You almost got it the second time around. "Kami" is indeed the word for hair, and "kami" is also the word for spirits/gods. Incidentally, the word can also be used for paper, as well as a few other things.

Japanese is a language full of homophones, and this is one of those examples. It comes from the fact that kanji, the writing system they imported from China, has characters that are meaning-based instead of phonetic-based, like our alphabet. The kanji for "hair" kami and "gods" kami look nothing alike, for example. This can be confusing since, depending on context, the same kanji can be pronounced many different ways that don't sound alike, but mean the same thing.

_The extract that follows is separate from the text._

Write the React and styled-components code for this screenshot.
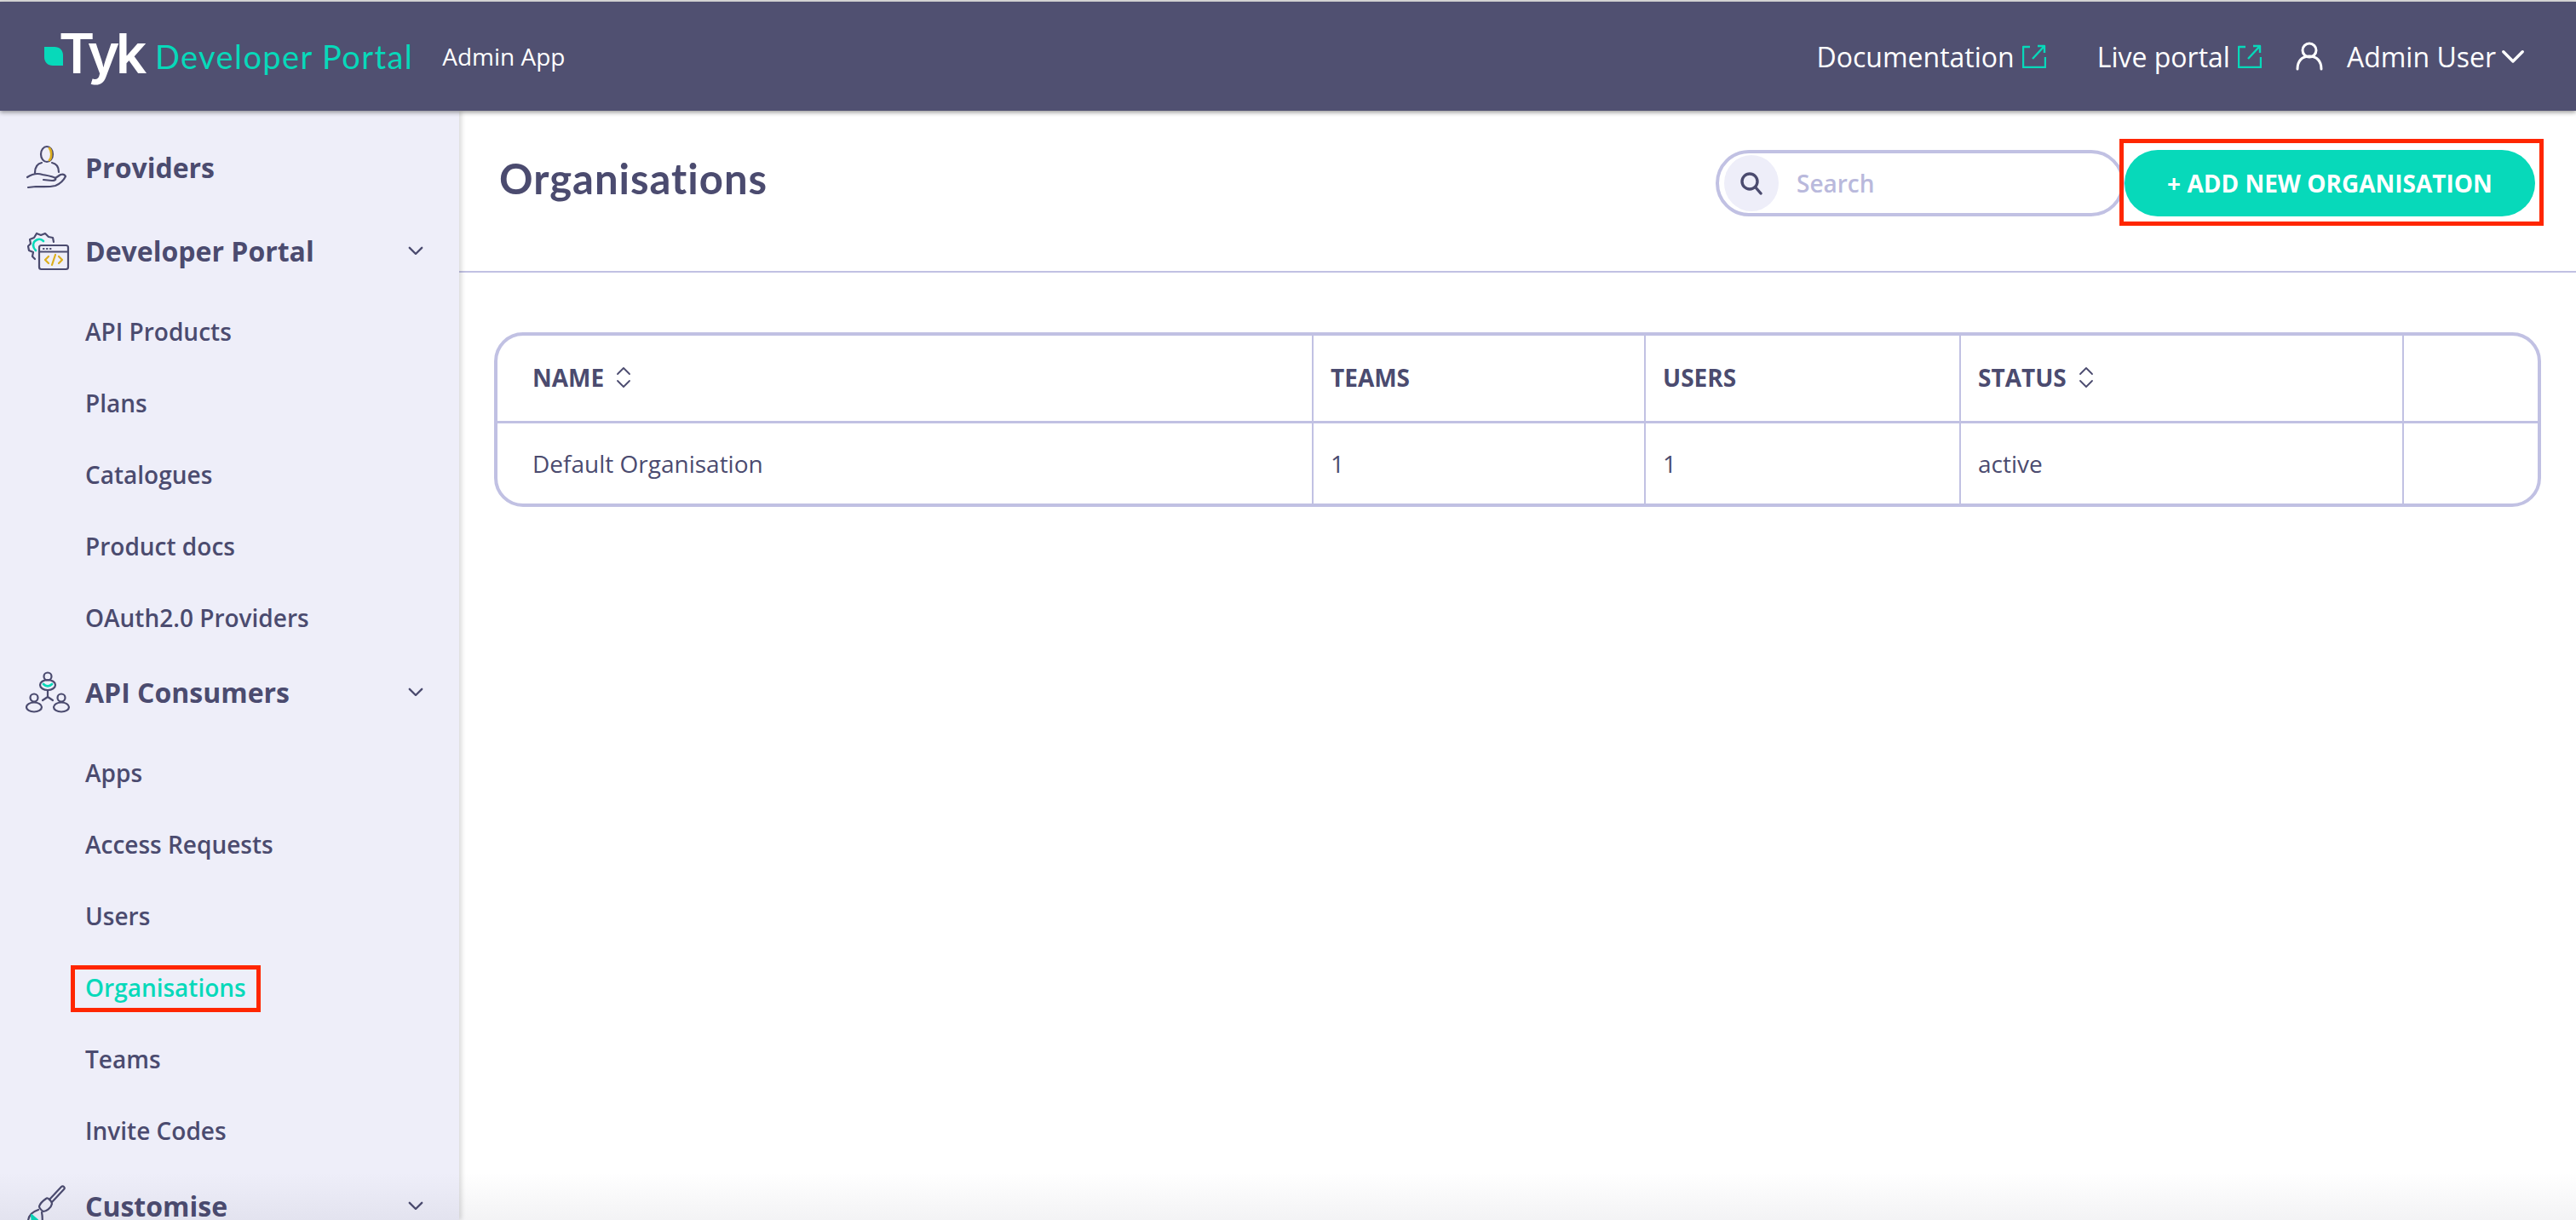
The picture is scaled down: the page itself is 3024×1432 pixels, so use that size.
import React from "react";
import styled, { createGlobalStyle } from "styled-components";

const ink = "#4b4b6f";
const teal = "#07d9ba";
const line = "#c1c1e3";
const red = "#ff2600";

const GlobalStyle = createGlobalStyle`
  html, body {
    margin: 0;
    height: 100%;
    overflow: hidden;
    background: #fff;
    color: ${ink};
    font-family: "Open Sans", "Liberation Sans", sans-serif;
  }
  * { box-sizing: border-box; }
`;

const Page = styled.div`
  position: relative;
  height: 1432px;
  padding-top: 2px;
  background: #dcdcdc;
  overflow: hidden;
  display: flex;
  flex-direction: column;
`;

const BottomFade = styled.div`
  position: absolute;
  left: 0;
  right: 0;
  bottom: 0;
  height: 56px;
  background: linear-gradient(rgba(50, 50, 80, 0), rgba(50, 50, 80, 0.06));
  pointer-events: none;
  z-index: 3;
`;

const TopBar = styled.header`
  position: relative;
  z-index: 2;
  flex: none;
  height: 128px;
  background: #505071;
  box-shadow: 0 2px 5px rgba(0, 0, 0, 0.4);
  display: flex;
  align-items: center;
  justify-content: space-between;
  padding: 0 60px 0 52px;
  color: #fff;
`;

const Brand = styled.div`
  display: flex;
  align-items: center;
`;

const LogoWord = styled.span`
  font-family: Inter, sans-serif;
  font-weight: 600;
  font-size: 64px;
  line-height: 1;
  letter-spacing: -4.5px;
  margin: -7px 0 0 -5px;
`;

const ProductName = styled.span`
  font-family: Lato, sans-serif;
  font-weight: 400;
  font-size: 38px;
  letter-spacing: 1.4px;
  color: ${teal};
  margin-left: 14px;
`;

const AppName = styled.span`
  font-size: 28px;
  margin-left: 34px;
`;

const TopLinks = styled.nav`
  display: flex;
  align-items: center;
`;

const TopLink = styled.a`
  display: flex;
  align-items: center;
  gap: 9px;
  font-size: 32px;
  margin-right: ${(p) => p.$gap}px;
`;

const UserName = styled.span`
  font-size: 32px;
  margin: 0 6px 0 28px;
`;

const Body = styled.div`
  flex: 1;
  display: flex;
  min-height: 0;
  background: #fff;
`;

const Sidebar = styled.aside`
  position: relative;
  z-index: 1;
  flex: none;
  width: 539px;
  padding-top: 22px;
  background: #eeeef9;
  box-shadow: 3px 0 5px rgba(0, 0, 0, 0.14);
  overflow: hidden;
`;

const Group = styled.section`
  margin-bottom: ${(p) => p.$after}px;
`;

const GroupRow = styled.div`
  height: 88px;
  display: flex;
  align-items: center;
  padding: 0 42px 0 30px;
  font-size: 32px;
  font-weight: 700;
`;

const GroupIcon = styled.svg`
  flex: none;
  width: 54px;
  height: 56px;
  margin: 2px 16px 0 0;
  fill: none;
  stroke: ${ink};
  stroke-width: 2.2;
  stroke-linecap: round;
  stroke-linejoin: round;
`;

const GroupLabel = styled.span`
  flex: 1;
`;

const SubList = styled.div`
  padding-top: 9px;
`;

const SubItem = styled.div`
  height: 84px;
  display: flex;
  align-items: center;
  padding-left: 100px;
  font-size: 28px;
  font-weight: 600;
  color: ${(p) => (p.$active ? teal : ink)};
`;

const Marked = styled.span`
  position: relative;
  &::after {
    content: "";
    position: absolute;
    left: -17px;
    right: -17px;
    top: -7px;
    bottom: -10px;
    border: 5px solid ${red};
  }
`;

const Main = styled.main`
  flex: 1;
  min-width: 0;
`;

const MainHead = styled.div`
  height: 190px;
  border-bottom: 2px solid ${line};
  display: flex;
  align-items: flex-start;
  justify-content: space-between;
  padding: 47px 48px 0 47px;
`;

const Title = styled.h1`
  margin: 0;
  font-family: Lato, sans-serif;
  font-weight: 700;
  font-size: 49px;
  letter-spacing: 1px;
  line-height: 64px;
  color: ${ink};
`;

const Actions = styled.div`
  display: flex;
  margin-top: -1px;
`;

const SearchBox = styled.div`
  width: 480px;
  height: 78px;
  border: 4px solid ${line};
  border-radius: 39px;
  padding: 2px 6px;
  display: flex;
  align-items: center;
  gap: 19px;
  background: #fff;
`;

const SearchBadge = styled.span`
  width: 64px;
  height: 66px;
  border-radius: 50%;
  background: #eeeef9;
  display: flex;
  align-items: center;
  justify-content: center;
`;

const SearchInput = styled.input`
  border: 0;
  outline: 0;
  flex: 1;
  min-width: 0;
  font: 600 28px "Open Sans", sans-serif;
  color: ${ink};
  &::placeholder {
    color: #b9b9dc;
    opacity: 1;
  }
`;

const AddButton = styled.button`
  position: relative;
  width: 482px;
  height: 78px;
  border: 0;
  border-radius: 39px;
  background: ${teal};
  color: #fff;
  font: 700 28px "Open Sans", sans-serif;
  text-transform: uppercase;
  &::after {
    content: "";
    position: absolute;
    left: -6px;
    right: -10px;
    top: -13px;
    bottom: -11px;
    border: 5px solid ${red};
  }
`;

const TableWrap = styled.div`
  margin: 70px 41px 0;
  border: 4px solid ${line};
  border-radius: 34px;
  overflow: hidden;
`;

const Table = styled.table`
  width: 100%;
  table-layout: fixed;
  border-collapse: separate;
  border-spacing: 0;
`;

const Th = styled.th`
  height: 103px;
  padding: 0 0 2px ${(p) => (p.$first ? 41 : 20)}px;
  border-bottom: 3px solid ${line};
  border-right: ${(p) => (p.$last ? "0" : `2px solid ${line}`)};
  text-align: left;
  font-size: 28px;
  font-weight: 700;
  color: ${ink};
`;

const Td = styled.td`
  height: 94px;
  padding: 0 0 0 ${(p) => (p.$first ? 41 : 20)}px;
  border-right: ${(p) => (p.$last ? "0" : `2px solid ${line}`)};
  font-size: 28px;
  color: ${ink};
`;

const HeadInner = styled.span`
  display: inline-flex;
  align-items: center;
  gap: 14px;
`;

const StrokeIcon = styled.svg`
  flex: none;
  fill: none;
  stroke: ${(p) => p.$color || "currentColor"};
  stroke-linecap: round;
  stroke-linejoin: round;
`;

const Leaf = () => (
  <svg width="22" height="22" viewBox="0 0 22 22" style={{ flex: "none" }}>
    <path d="M0 0h12c6 0 10 4 10 10v12H10C4 22 0 18 0 12z" fill={teal} />
  </svg>
);

const ExternalIcon = () => (
  <StrokeIcon $color={teal} width="28" height="28" viewBox="0 0 28 28" strokeWidth="2.4">
    <path d="M9 3H1v24h26v-12" strokeLinecap="butt" />
    <path d="M12 17L26 2M18 2h8v8" strokeLinecap="butt" />
  </StrokeIcon>
);

const UserIcon = () => (
  <StrokeIcon width="32" height="34" viewBox="0 0 32 34" strokeWidth="3">
    <circle cx="16" cy="10" r="8" />
    <path d="M2 32c0-9 5-15 14-15s14 6 14 15" />
  </StrokeIcon>
);

const Chevron = ({ size = 18, width = 2.6, color }) => (
  <StrokeIcon $color={color} width={size} height={size * 0.6} viewBox="0 0 20 12" strokeWidth={width}>
    <path d="M2 2l8 8 8-8" />
  </StrokeIcon>
);

const SortIcon = () => (
  <StrokeIcon width="18" height="26" viewBox="0 0 18 26" strokeWidth="1.8">
    <path d="M2 9l7-7 7 7M2 17l7 7 7-7" />
  </StrokeIcon>
);

const SearchGlyph = () => (
  <StrokeIcon $color={ink} width="28" height="28" viewBox="0 0 28 28" strokeWidth="3.4">
    <circle cx="12" cy="12" r="9" />
    <path d="M18.5 18.5L25 26" />
  </StrokeIcon>
);

const ProvidersIcon = () => (
  <GroupIcon viewBox="0 0 54 56">
    <ellipse cx="25" cy="12" rx="7" ry="9" />
    <path d="M28 5c3 3 3 11 0 14" stroke="#dcae1d" strokeWidth="2.6" />
    <path d="M11 34c0-7 3-11 8-12M39 33c0-6-3-10-8-11" />
    <path d="M2 39c6-4 12-5 18-3 5 1 12 2 15 4 1 2-1 3-4 3l-10-1" />
    <path d="M35 40l6-4c3-1 5 0 6 2-2 4-7 9-12 11-9 2-16 1-23 1l-9 1" />
  </GroupIcon>
);

const PortalIcon = () => (
  <GroupIcon viewBox="0 0 54 56">
    <path d="M11 37l-3-3 1-5-5-2-1-5 3-3-1-5 5-2 3-5 5 2 5-2 4 4 5 1 1 5" />
    <path d="M9 21a7 7 0 0 1 12-5" stroke={teal} strokeWidth="2.6" />
    <path d="M9 21c0 2 1 4 3 6" stroke={teal} strokeWidth="2.6" />
    <rect x="16" y="21" width="34" height="28" rx="2.5" fill="#eeeef9" />
    <path d="M16 28.5h34" />
    <path d="M21 25h.5M25 25h.5M29 25h.5" />
    <path d="M27 34l-4 4 4 4M39 34l4 4-4 4M35 32l-4 12" stroke="#dcae1d" />
  </GroupIcon>
);

const ConsumersIcon = () => (
  <GroupIcon viewBox="0 0 54 56">
    <circle cx="26" cy="9" r="4.5" />
    <ellipse cx="26" cy="19" rx="9" ry="6" />
    <path d="M21 18c3 3 7 3 10 0" stroke={teal} strokeWidth="2.8" />
    <path d="M26 25v8M26 33l-6 4M26 33l6 4" />
    <circle cx="10" cy="34" r="4.5" />
    <ellipse cx="10" cy="45" rx="9" ry="5.5" />
    <circle cx="42" cy="34" r="4.5" />
    <ellipse cx="42" cy="45" rx="9" ry="5.5" />
  </GroupIcon>
);

const BrushIcon = () => (
  <GroupIcon viewBox="0 0 54 56">
    <path d="M28 20L42 5c2-2 5 1 3 3L31 23" />
    <path d="M24 19c2-2 7 3 7 6-1 5-7 9-10 9-2-1-5-4-5-6 1-3 5-7 8-9z" />
    <path d="M15 32c-6 2-12 6-12 14v6h16c1-6 1-12 0-17" />
    <path d="M7 38l7 6-6 3z" fill={teal} stroke={teal} />
  </GroupIcon>
);

const groups = [
  { label: "Providers", icon: <ProvidersIcon />, after: 10 },
  {
    label: "Developer Portal",
    icon: <PortalIcon />,
    after: 1,
    items: ["API Products", "Plans", "Catalogues", "Product docs", "OAuth2.0 Providers"],
  },
  {
    label: "API Consumers",
    icon: <ConsumersIcon />,
    after: 2,
    items: ["Apps", "Access Requests", "Users", "Organisations", "Teams", "Invite Codes"],
  },
  { label: "Customise", icon: <BrushIcon />, after: 0, open: true },
];

const columns = [
  { label: "NAME", width: 958, sort: true, first: true },
  { label: "TEAMS", width: 390 },
  { label: "USERS", width: 370 },
  { label: "STATUS", width: 520, sort: true },
  { label: "", last: true },
];

const rows = [["Default Organisation", "1", "1", "active", ""]];

export default function App() {
  return (
    <Page>
      <GlobalStyle />
      <TopBar>
        <Brand>
          <Leaf />
          <LogoWord>Tyk</LogoWord>
          <ProductName>Developer Portal</ProductName>
          <AppName>Admin App</AppName>
        </Brand>
        <TopLinks>
          <TopLink $gap={60}>
            Documentation <ExternalIcon />
          </TopLink>
          <TopLink $gap={40}>
            Live portal <ExternalIcon />
          </TopLink>
          <UserIcon />
          <UserName>Admin User</UserName>
          <Chevron size={28} width={2.4} />
        </TopLinks>
      </TopBar>
      <Body>
        <Sidebar>
          {groups.map((g) => (
            <Group key={g.label} $after={g.after}>
              <GroupRow>
                {g.icon}
                <GroupLabel>{g.label}</GroupLabel>
                {(g.items || g.open) && <Chevron />}
              </GroupRow>
              {g.items && (
                <SubList>
                  {g.items.map((item) => (
                    <SubItem key={item} $active={item === "Organisations"}>
                      {item === "Organisations" ? <Marked>{item}</Marked> : item}
                    </SubItem>
                  ))}
                </SubList>
              )}
            </Group>
          ))}
        </Sidebar>
        <Main>
          <MainHead>
            <Title>Organisations</Title>
            <Actions>
              <SearchBox>
                <SearchBadge>
                  <SearchGlyph />
                </SearchBadge>
                <SearchInput placeholder="Search" />
              </SearchBox>
              <AddButton>+ Add new organisation</AddButton>
            </Actions>
          </MainHead>
          <TableWrap>
            <Table>
              <colgroup>
                {columns.map((c) => (
                  <col key={c.label} width={c.width} />
                ))}
              </colgroup>
              <thead>
                <tr>
                  {columns.map((c) => (
                    <Th key={c.label} $first={c.first} $last={c.last}>
                      <HeadInner>
                        {c.label}
                        {c.sort && <SortIcon />}
                      </HeadInner>
                    </Th>
                  ))}
                </tr>
              </thead>
              <tbody>
                {rows.map((r) => (
                  <tr key={r[0]}>
                    {r.map((cell, i) => (
                      <Td key={i} $first={i === 0} $last={i === r.length - 1}>
                        {cell}
                      </Td>
                    ))}
                  </tr>
                ))}
              </tbody>
            </Table>
          </TableWrap>
        </Main>
      </Body>
      <BottomFade />
    </Page>
  );
}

As an aside, the spirits/gods "kami" is somewhat imprecise because (from what I know of Shinto), there isn't a fair distinction between "spirits" and "gods" like we have in the west. There are eight million kami, but some of them are meek, powerless little spirits, and some are so mighty that gods seems like a much more appropriate term. Hence the imprecise translation.
 

Because it's scary.

Outside of that, long black hair is a pretty commonly used "look" for o-bake in Japan. I've seen quite a few ukiyo-e prints with the same features. Others don't, but the idea is there. Probably because it's scary. I mean, why do zombies in most zombie movies now look all nasty and rotten, instead of freshly dead? Because it's scarier (by and large).

So, to sum: Because it's scary.
 

heirodule

First Post
Krug said:
I guess long unhindered hair, in cultures where hair is often bundled up or restrained, is a sign of independence or freedom, particularly from males who would seek to dominate the female form, and thus possibly a sign of power and occasionally madness. Malaysia's Pontianaks, female ghosts, are also often portrayed with long flowing hair.

I believe this is true. Apparently, ancient japanese art that portrayed women with bundled hair, but with a few stands hanging loose represented prostitutes and were a form of pornography.